Funny how I came to this video, knowing that now scientists say that time is no longer linear, it is a ciricle. The past, present and future are all tied together in a circle.
Technically, what we should see is him die of dehydration in a flash as soon as the machine starts moving forward in time again, then rot or mummify. He's unable to let go because his hands are inside the time field. Alternatively, he should have just vanished with his hands remaining on Hartdegen's throat because they were ripped off his arms aeons ago. He'd just bleed out outside the time field.
killing him was very pointless. many have said it, and i very much agree. from our current morals, he could be considered a villain. but in that world, moral has changed for them. unfortunately for the morlock, he met someone with morals from the past that doesn't accept his, so he got killed. then again.. he could have just time travel again back into his time. why bother killing him.
I am fascinated with time travel. I told my psychologist, during his morning rounds, that I was close to a break through. He smiled and checked my restrains
I think what would've actually happened here is that the Uber Morlocks arms would immediately be cut off by the time machine, and he would now be stuck in another time missing his arms. Likewise if the inventor stuck his hand outside the field, that hand would immediately be cut off because it would get stuck in a specific time while the rest of him travels further in time.

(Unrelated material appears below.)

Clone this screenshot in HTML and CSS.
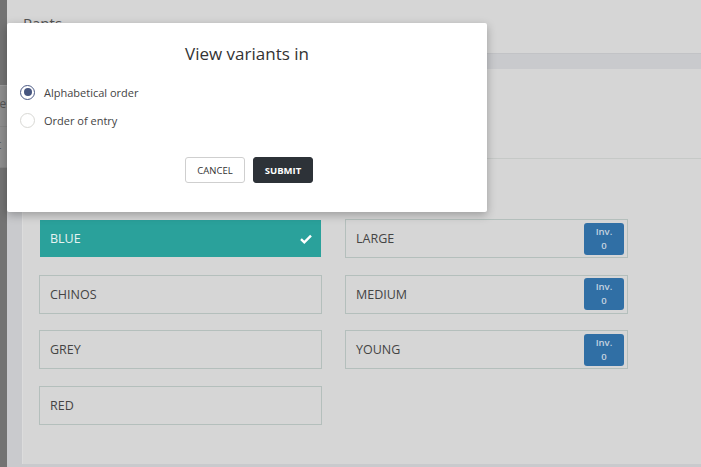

@Natmanprime i can't answer that, because i really can't see how it would make sense that he would be hanging there. He's outside of the field so he should immediately dissapear because he would now be in another time while his arms traveled further.
@Natmanprime it's not about different parts of the body aging at different rates. It's about one part of the body moving while the rest remains stationary. Just like if they were moving through space rather than time, those arms are gonna be ripped off. Because they are in a different place than the rest of the body. In this case a diffent place in time.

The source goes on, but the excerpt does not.